Given information

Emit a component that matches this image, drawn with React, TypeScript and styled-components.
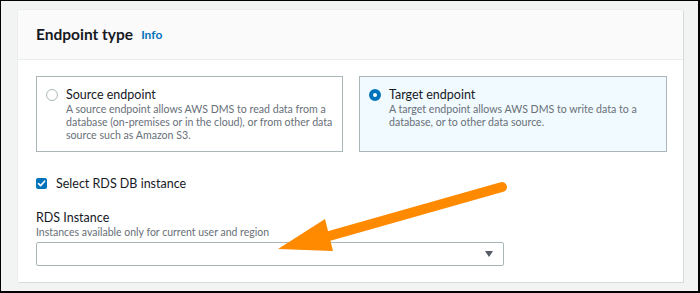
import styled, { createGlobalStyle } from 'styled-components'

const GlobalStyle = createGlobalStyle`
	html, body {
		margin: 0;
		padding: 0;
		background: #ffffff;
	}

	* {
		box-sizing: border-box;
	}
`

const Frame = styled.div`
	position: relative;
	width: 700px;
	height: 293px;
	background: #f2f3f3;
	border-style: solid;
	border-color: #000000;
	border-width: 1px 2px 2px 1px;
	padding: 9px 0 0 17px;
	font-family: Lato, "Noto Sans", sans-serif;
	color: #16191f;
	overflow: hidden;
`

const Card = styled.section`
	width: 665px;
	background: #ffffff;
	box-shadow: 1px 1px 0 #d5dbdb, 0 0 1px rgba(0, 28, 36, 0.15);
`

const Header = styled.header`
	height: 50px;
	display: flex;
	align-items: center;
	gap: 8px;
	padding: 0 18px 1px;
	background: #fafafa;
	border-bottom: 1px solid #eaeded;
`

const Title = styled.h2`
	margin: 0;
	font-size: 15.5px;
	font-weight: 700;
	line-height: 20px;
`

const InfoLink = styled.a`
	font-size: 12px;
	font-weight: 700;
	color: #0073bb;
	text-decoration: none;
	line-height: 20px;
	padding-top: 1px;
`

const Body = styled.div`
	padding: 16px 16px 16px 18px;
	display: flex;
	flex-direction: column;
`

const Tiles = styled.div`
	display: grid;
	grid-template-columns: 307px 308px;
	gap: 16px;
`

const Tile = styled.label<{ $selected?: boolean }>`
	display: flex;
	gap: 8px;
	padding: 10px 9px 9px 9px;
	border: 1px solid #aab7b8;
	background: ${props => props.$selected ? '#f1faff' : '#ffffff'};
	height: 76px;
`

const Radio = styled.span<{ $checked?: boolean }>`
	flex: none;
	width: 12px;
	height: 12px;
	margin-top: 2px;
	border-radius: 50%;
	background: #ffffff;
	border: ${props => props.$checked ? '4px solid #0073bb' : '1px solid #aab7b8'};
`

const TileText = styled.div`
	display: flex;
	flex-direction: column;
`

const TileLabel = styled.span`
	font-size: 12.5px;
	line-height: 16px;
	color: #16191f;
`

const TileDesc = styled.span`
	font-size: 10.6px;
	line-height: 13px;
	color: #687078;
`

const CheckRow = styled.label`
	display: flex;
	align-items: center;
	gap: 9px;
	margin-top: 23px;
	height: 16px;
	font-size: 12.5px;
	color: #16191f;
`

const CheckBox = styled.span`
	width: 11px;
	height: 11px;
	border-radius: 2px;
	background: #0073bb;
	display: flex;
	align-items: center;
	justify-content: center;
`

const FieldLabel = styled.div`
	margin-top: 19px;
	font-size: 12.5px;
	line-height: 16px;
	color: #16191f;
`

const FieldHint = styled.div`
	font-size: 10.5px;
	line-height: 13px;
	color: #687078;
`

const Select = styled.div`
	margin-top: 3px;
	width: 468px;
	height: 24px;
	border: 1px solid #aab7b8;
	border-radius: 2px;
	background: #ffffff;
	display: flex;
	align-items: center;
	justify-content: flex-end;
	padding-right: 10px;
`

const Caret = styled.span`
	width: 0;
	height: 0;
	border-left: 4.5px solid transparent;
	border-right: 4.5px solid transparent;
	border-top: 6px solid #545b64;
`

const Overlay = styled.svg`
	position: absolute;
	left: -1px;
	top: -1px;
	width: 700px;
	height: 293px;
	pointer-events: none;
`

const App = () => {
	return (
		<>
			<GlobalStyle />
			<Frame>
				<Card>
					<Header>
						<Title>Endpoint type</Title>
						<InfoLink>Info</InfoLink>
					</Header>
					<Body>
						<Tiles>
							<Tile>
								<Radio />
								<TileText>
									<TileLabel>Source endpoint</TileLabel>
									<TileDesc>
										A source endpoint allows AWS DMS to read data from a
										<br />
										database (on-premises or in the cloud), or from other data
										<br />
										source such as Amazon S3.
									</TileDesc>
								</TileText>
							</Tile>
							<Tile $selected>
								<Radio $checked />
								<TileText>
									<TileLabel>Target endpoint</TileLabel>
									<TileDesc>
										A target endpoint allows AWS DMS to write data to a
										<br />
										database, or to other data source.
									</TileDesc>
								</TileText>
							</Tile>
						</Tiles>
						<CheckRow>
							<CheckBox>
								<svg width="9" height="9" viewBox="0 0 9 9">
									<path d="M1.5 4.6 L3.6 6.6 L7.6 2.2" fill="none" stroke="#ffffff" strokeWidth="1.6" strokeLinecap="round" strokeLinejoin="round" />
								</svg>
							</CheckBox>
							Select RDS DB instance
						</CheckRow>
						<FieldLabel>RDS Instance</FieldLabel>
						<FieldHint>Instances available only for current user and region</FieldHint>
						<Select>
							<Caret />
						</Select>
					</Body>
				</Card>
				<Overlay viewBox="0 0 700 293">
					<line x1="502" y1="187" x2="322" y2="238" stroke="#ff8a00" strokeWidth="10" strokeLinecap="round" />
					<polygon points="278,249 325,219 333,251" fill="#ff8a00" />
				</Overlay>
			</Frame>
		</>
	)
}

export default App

--

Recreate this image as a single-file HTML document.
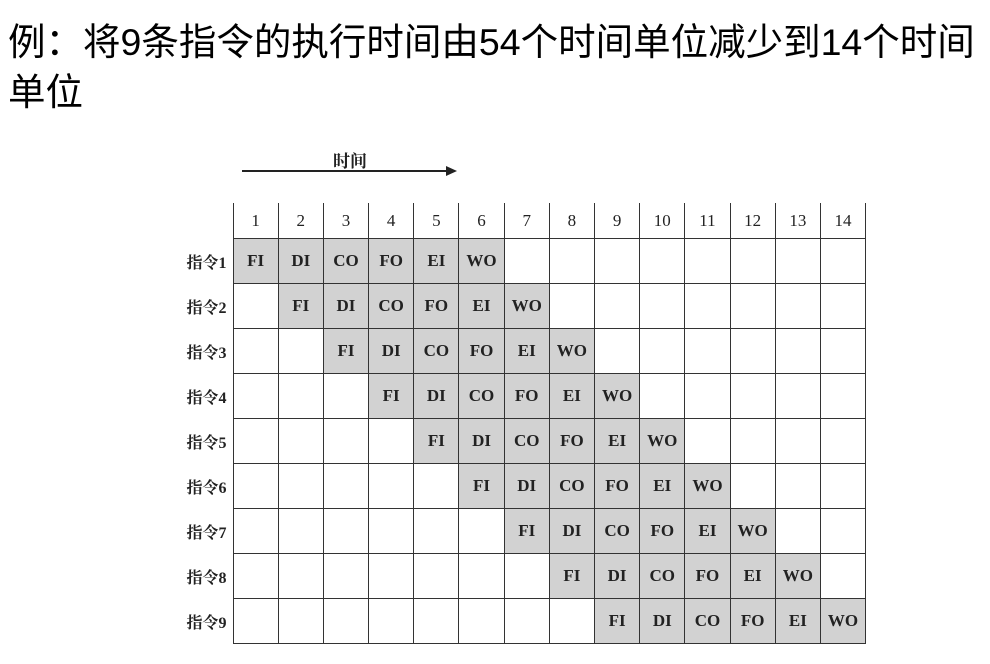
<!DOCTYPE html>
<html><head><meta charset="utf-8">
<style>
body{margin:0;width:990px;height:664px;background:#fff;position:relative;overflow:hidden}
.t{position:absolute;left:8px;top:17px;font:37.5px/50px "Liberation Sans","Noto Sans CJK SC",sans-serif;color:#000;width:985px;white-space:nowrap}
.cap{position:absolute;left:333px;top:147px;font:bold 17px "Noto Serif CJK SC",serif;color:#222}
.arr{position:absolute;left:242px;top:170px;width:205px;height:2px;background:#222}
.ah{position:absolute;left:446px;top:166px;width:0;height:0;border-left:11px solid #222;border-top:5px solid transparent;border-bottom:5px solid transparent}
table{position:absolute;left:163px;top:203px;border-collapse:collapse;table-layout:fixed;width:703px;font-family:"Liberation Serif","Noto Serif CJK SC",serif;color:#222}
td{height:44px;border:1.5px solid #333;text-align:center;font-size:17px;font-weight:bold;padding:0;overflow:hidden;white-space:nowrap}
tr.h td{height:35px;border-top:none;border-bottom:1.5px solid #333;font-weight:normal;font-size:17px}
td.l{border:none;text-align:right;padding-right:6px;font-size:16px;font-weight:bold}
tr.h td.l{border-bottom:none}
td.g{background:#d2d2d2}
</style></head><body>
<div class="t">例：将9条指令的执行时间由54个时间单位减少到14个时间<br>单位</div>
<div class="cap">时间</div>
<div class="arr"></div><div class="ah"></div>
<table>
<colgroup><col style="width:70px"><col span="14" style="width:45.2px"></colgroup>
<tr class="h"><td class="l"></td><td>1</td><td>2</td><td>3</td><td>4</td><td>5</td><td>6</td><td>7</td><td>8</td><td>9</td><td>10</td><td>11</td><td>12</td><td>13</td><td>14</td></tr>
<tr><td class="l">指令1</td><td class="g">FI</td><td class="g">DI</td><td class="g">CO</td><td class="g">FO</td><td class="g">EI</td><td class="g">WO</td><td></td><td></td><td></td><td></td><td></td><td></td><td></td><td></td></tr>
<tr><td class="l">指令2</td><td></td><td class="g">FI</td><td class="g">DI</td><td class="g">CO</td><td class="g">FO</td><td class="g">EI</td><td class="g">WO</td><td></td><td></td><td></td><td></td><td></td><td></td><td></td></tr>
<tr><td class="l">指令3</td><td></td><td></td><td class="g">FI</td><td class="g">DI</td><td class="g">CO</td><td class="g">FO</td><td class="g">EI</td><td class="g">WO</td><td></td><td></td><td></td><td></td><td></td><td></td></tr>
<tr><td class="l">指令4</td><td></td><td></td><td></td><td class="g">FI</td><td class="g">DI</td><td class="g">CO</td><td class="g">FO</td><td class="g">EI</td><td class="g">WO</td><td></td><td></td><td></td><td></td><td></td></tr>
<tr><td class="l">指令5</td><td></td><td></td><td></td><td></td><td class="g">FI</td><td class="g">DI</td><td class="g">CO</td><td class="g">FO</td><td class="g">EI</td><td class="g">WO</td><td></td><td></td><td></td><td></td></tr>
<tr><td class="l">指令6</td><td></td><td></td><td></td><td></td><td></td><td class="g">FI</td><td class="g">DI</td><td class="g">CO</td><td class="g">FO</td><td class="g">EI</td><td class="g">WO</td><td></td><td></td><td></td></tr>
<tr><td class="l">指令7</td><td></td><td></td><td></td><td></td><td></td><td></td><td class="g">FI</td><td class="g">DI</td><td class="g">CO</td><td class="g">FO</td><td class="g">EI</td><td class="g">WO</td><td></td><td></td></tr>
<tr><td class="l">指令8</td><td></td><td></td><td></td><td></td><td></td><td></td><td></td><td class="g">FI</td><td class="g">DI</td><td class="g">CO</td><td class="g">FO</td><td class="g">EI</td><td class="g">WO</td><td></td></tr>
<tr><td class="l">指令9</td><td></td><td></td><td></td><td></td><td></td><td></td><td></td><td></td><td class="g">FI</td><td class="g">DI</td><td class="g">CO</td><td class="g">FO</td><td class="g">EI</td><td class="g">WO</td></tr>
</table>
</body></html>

Aim
Look for the word "image" in every line of the listing and copy the lines that have it.

Final result
Emit a component that matches this image, drawn with React, TypeScript and styled-components.
Recreate this image as a single-file HTML document.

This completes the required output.